03 abril 2018

FEIRINHA


Maria Amélia Mano


A minha festa particular de sentidos desde sempre? Feirinha, feirinha...

A menina ruiva, pequena, passa com um tabuleiro com rolos de bananeira delicadamente feitos. Pergunto o que é e ela me responde: bolo de castanha com nozes enrolado em palha de bananeira... não está bonito, por isso a palha, mas está gostoso. Impossível não comprar e foi a minha primeira compra, iniciando a primeira feirinha de outono desse sábado nublado de março.

Desde que me lembro, é especial. Orgulho de passear com o pai que era o Senhor das feirinhas. Sabia de todas as melhores bancas, as melhores frutas, cheirava e apalpava, comia na cara dos feirantes que nem reclamavam. Acho que fazia com tanta propriedade que, para eles, era quase uma honra alguém assim, tão sábio, comer sem pagar. Era o que eu pensava, sinceramente.

E o pai passava sorrateiramente pelos vendedores de móveis de madeira de brinquedo. Mobiliei a casa das minhas bonecas com esses móveis de feira. Também surti o guarda-louças delas com as panelinhas e conjuntos de café e chá de barro, comprados em algum chão de feira. Transportei as bonecas em caminhão de madeira e lata de óleo, também da feira.

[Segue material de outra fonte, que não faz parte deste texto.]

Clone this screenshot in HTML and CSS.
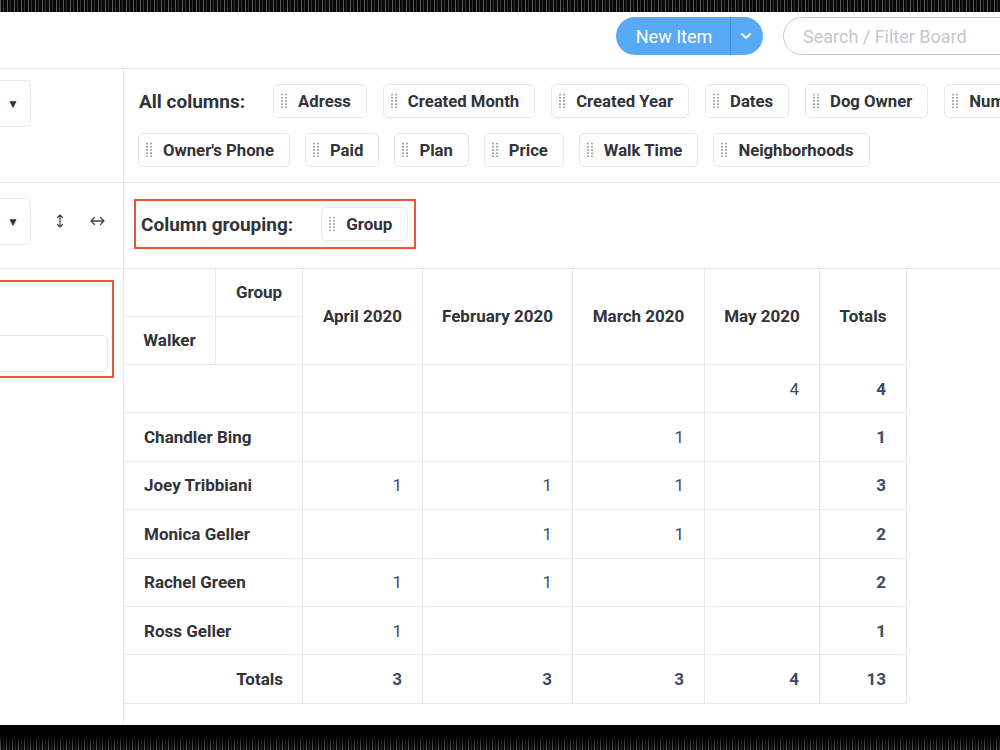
FILE: index.html
```html
<!DOCTYPE html>
<html>
<head>
<meta charset="utf-8">
<link rel="stylesheet" href="styles.css">
</head>
<body>
<div class="noise noise-top"></div>
<div class="app">
  <header class="topbar">
    <div class="btn-group">
      <span class="btn-main">New Item</span>
      <span class="btn-caret">
        <svg width="12" height="8" viewBox="0 0 12 8"><path d="M2 2 L6 6 L10 2" fill="none" stroke="#fff" stroke-width="2" stroke-linecap="round" stroke-linejoin="round"/></svg>
      </span>
    </div>
    <div class="search">Search / Filter Board</div>
  </header>
  <div class="workspace">
    <div class="cell left s1">
      <div class="dropdown"><span class="tri">▼</span></div>
    </div>
    <div class="cell right s1">
      <div class="chip-row">
        <span class="label">All columns:</span>
        <span class="chip"><i class="handle"></i>Adress</span>
        <span class="chip"><i class="handle"></i>Created Month</span>
        <span class="chip"><i class="handle"></i>Created Year</span>
        <span class="chip"><i class="handle"></i>Dates</span>
        <span class="chip"><i class="handle"></i>Dog Owner</span>
        <span class="chip"><i class="handle"></i>Number</span>
      </div>
      <div class="chip-row second">
        <span class="chip"><i class="handle"></i>Owner's Phone</span>
        <span class="chip"><i class="handle"></i>Paid</span>
        <span class="chip"><i class="handle"></i>Plan</span>
        <span class="chip"><i class="handle"></i>Price</span>
        <span class="chip"><i class="handle"></i>Walk Time</span>
        <span class="chip"><i class="handle"></i>Neighborhoods</span>
      </div>
    </div>
    <div class="cell left s2">
      <div class="dropdown"><span class="tri">▼</span></div>
      <svg class="ico-v" width="8" height="14" viewBox="0 0 8 14"><path d="M4 1 V13 M1.5 3.5 L4 1 L6.5 3.5 M1.5 10.5 L4 13 L6.5 10.5" fill="none" stroke="#444" stroke-width="1.2" stroke-linecap="round" stroke-linejoin="round"/></svg>
      <svg class="ico-h" width="15" height="10" viewBox="0 0 15 10"><path d="M1 5 H14 M4.5 1.5 L1 5 L4.5 8.5 M10.5 1.5 L14 5 L10.5 8.5" fill="none" stroke="#444" stroke-width="1.3" stroke-linecap="round" stroke-linejoin="round"/></svg>
    </div>
    <div class="cell right s2">
      <div class="grouping">
        <span class="label">Column grouping:</span>
        <span class="chip"><i class="handle"></i>Group</span>
      </div>
    </div>
    <div class="cell left s3">
      <div class="red-box">
        <div class="input"></div>
      </div>
    </div>
    <div class="cell right s3">
      <table class="pivot">
        <colgroup>
          <col style="width:92px"><col style="width:87px"><col style="width:120px"><col style="width:150px"><col style="width:132px"><col style="width:115px"><col style="width:87px">
        </colgroup>
        <thead>
          <tr class="hr">
            <th></th><th>Group</th>
            <th rowspan="2">April 2020</th><th rowspan="2">February 2020</th><th rowspan="2">March 2020</th><th rowspan="2">May 2020</th><th rowspan="2">Totals</th>
          </tr>
          <tr class="hr">
            <th>Walker</th><th></th>
          </tr>
        </thead>
        <tbody>
          <tr><td class="name" colspan="2"></td><td class="num"></td><td class="num"></td><td class="num"></td><td class="num">4</td><td class="num tot">4</td></tr>
          <tr><td class="name" colspan="2">Chandler Bing</td><td class="num"></td><td class="num"></td><td class="num">1</td><td class="num"></td><td class="num tot">1</td></tr>
          <tr><td class="name" colspan="2">Joey Tribbiani</td><td class="num">1</td><td class="num">1</td><td class="num">1</td><td class="num"></td><td class="num tot">3</td></tr>
          <tr><td class="name" colspan="2">Monica Geller</td><td class="num"></td><td class="num">1</td><td class="num">1</td><td class="num"></td><td class="num tot">2</td></tr>
          <tr><td class="name" colspan="2">Rachel Green</td><td class="num">1</td><td class="num">1</td><td class="num"></td><td class="num"></td><td class="num tot">2</td></tr>
          <tr><td class="name" colspan="2">Ross Geller</td><td class="num">1</td><td class="num"></td><td class="num"></td><td class="num"></td><td class="num tot">1</td></tr>
          <tr><td class="name totals" colspan="2">Totals</td><td class="num tot">3</td><td class="num tot">3</td><td class="num tot">3</td><td class="num tot">4</td><td class="num tot">13</td></tr>
        </tbody>
      </table>
    </div>
  </div>
</div>
<div class="noise noise-bottom"></div>
</body>
</html>
```
FILE: styles.css
```css
* { box-sizing: border-box; }
html, body { margin: 0; padding: 0; background: #fff; }
body {
  width: 1000px;
  height: 750px;
  overflow: hidden;
  font-family: Roboto, "Liberation Sans", sans-serif;
  color: #323338;
}
.noise {
  background-color: #0b0b0b;
  background-image:
    repeating-linear-gradient(90deg, rgba(160,160,160,.55) 0 1px, transparent 1px 3px, rgba(90,90,90,.5) 3px 4px, transparent 4px 7px),
    repeating-linear-gradient(0deg, rgba(0,0,0,.6) 0 1px, transparent 1px 2px);
}
.noise-top { height: 12px; }
.noise-bottom {
  height: 25px;
  background-image:
    linear-gradient(180deg, #000 0 40%, rgba(0,0,0,0) 100%),
    repeating-linear-gradient(90deg, rgba(170,170,170,.6) 0 1px, transparent 1px 3px, rgba(90,90,90,.5) 3px 4px, transparent 4px 6px),
    repeating-linear-gradient(0deg, rgba(0,0,0,.6) 0 1px, transparent 1px 2px);
}
.app {
  height: 713px;
  display: flex;
  flex-direction: column;
  overflow: hidden;
}
.topbar {
  height: 57px;
  flex: none;
  border-bottom: 1px solid #e6e9ef;
  display: flex;
  justify-content: flex-end;
  align-items: flex-start;
  padding-top: 5px;
  gap: 20px;
}
.btn-group {
  display: flex;
  height: 38px;
  border-radius: 19px;
  background: #58a9f6;
  color: #fff;
  overflow: hidden;
  flex: none;
}
.btn-main {
  width: 115px;
  display: flex;
  align-items: center;
  justify-content: center;
  font-size: 18px;
  padding-left: 2px;
  border-right: 1px solid #3f8fdb;
}
.btn-caret {
  width: 32px;
  display: flex;
  align-items: center;
  justify-content: center;
  padding-right: 3px;
}
.search {
  width: 240px;
  margin-right: -23px;
  height: 38px;
  flex: none;
  border: 1px solid #c9cbd2;
  border-radius: 19px;
  padding-left: 19px;
  display: flex;
  align-items: center;
  font-size: 18px;
  color: #c5c7cf;
}
.workspace {
  flex: 1;
  display: grid;
  grid-template-columns: 124px 1fr;
  grid-template-rows: 114px 86px 1fr;
}
.cell { border-bottom: 1px solid #e6e9ef; min-width: 0; overflow: hidden; }
.cell.left { border-right: 1px solid #e6e9ef; }
.cell.s3 { border-bottom: none; }

.dropdown {
  width: 40px;
  height: 47px;
  margin-left: -9px;
  border: 1px solid #e6e9ef;
  border-radius: 5px;
  display: flex;
  align-items: center;
  justify-content: flex-end;
  padding-right: 11px;
  flex: none;
}
.tri { font-size: 12px; color: #333; line-height: 1; }
.left.s1 { padding-top: 11px; }
.left.s2 {
  padding-top: 15px;
  display: flex;
  align-items: flex-start;
}
.ico-v { margin-left: 25px; margin-top: 16px; flex: none; }
.ico-h { margin-left: 26px; margin-top: 18px; flex: none; }

.right.s1 { padding: 15px 0 0 14px; }
.chip-row {
  display: flex;
  gap: 16px;
  align-items: center;
  white-space: nowrap;
}
.chip-row.second { margin-top: 15px; gap: 15px; }
.label {
  font-size: 19px;
  font-weight: 700;
  color: #323338;
  margin-left: 1px;
  margin-right: 12px;
}
.chip {
  flex: none;
  height: 34px;
  display: inline-flex;
  align-items: center;
  border: 1px solid #e4e6ec;
  border-radius: 5px;
  padding: 0 15px 0 7px;
  font-size: 16.7px;
  font-weight: 700;
  color: #323338;
}
.handle {
  width: 6px;
  height: 16px;
  margin-right: 11px;
  background-image: radial-gradient(circle, #a3a5ad 0.9px, transparent 1.2px);
  background-size: 4px 3.2px;
  background-position: -1px 0;
  flex: none;
}
.right.s2 { padding: 16px 0 0 10px; }
.grouping {
  display: inline-flex;
  align-items: center;
  border: 2px solid #ef5535;
  height: 50px;
  padding: 0 6px 0 5px;
}
.grouping .label { margin-right: 28px; margin-left: 0; }
.grouping .chip { font-size: 17px; }

.red-box {
  margin-top: 11px;
  margin-left: -10px;
  width: 124px;
  height: 98px;
  border: 2px solid #ef5535;
  padding: 53px 4px 0 0;
}
.input {
  height: 37px;
  border: 1px solid #e4e6ec;
  border-radius: 5px;
}

.pivot {
  table-layout: fixed;
  width: 783px;
  border-collapse: separate;
  border-spacing: 0;
}
.pivot th, .pivot td {
  border-right: 1px solid #e6e9ef;
  border-bottom: 1px solid #e6e9ef;
  padding: 0;
}
.pivot th {
  font-size: 17px;
  font-weight: 700;
  color: #323338;
  text-align: center;
  padding-bottom: 1px;
}
.pivot tr.hr { height: 48px; }
.pivot tbody tr { height: 48.4px; }
.pivot td.name {
  font-size: 17px;
  font-weight: 700;
  color: #323338;
  padding-left: 20px;
}
.pivot td.name.totals { text-align: right; padding-right: 19px; }
.pivot td.num {
  text-align: right;
  padding-right: 20px;
  font-size: 17px;
  color: #3d4a6c;
}
.pivot td.tot { font-weight: 700; }
```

Mas o melhor da feira não estava na casa de bonecas, no transporte do caminhão, nos filhotinhos doces que nos apaixonávamos – pintos, patos, carneiros... – e que cresciam (como cresciam!), destruindo as plantas do pai e o sossego da mãe. O melhor da feira é a falação, a diversidade de gente, o furdunço, as receitas trocadas, a reclamação da carestia, a pechincha.

A feira que vou hoje não é igual a que ia na infância, mas é a minha feira e vou nela mesmo que nada compre, só pela caminhada e pelo encontro. Alguém sorri, pede licença, pede desculpas pelo carrinho de compras ou de bebê, pelo cachorro. Alguém vende lixa de unha e loteria, alguém toca gaita, violino ou algum instrumento exótico. E eu sigo, olhando e comendo. E como!

 Comprar na feira não é regra, mas comer na feira é! Claro, não como o pai, orgulhosamente descaradamente, sem pagar. Mas dividir a mesinha com desconhecidos e suas sacolas, falar de política, futebol, o tempo ou aquela banca de raízes que vende o melhor gengibre da feira é tudo! E nesse primeiro sábado de outono, confesso que exagerei.

Não foi só a menina ruiva do bolo de castanhas, mas o suco de goiaba, o café, a experimentação de uma combucha com cactos e hibiscos (eu sou das que experimenta coisas estranhas), a bolachinha com pesto de coentro, o pão de queijo recheado de berinjela que um amigo me pagou (sem saber do que eu já tinha comido), o café em xícara vermelha, pequenina de ágata. Luxo!

Sei que é tema tolo para uma escrita, mas escrita nem sempre vem de dores e ansiedades. Quero inaugurar um tempo meu de pequenas delícias, delícias que quero partilhar, escrever. Delícias simples de cotidiano que fazem a gente encontrar a gente, criança e adulta. Então, quem sabe, pretensiosamente, inspirar a quem me lê a lembrar de um prazer simples, desses que podemos confessar com esse pequeno orgulho das coisas ternas.

A minha festa particular de sentidos desde sempre? Feirinha, feirinha...

P.S.: não bebi o clássico caldo de cana porque, realmente, tive noção que era demais!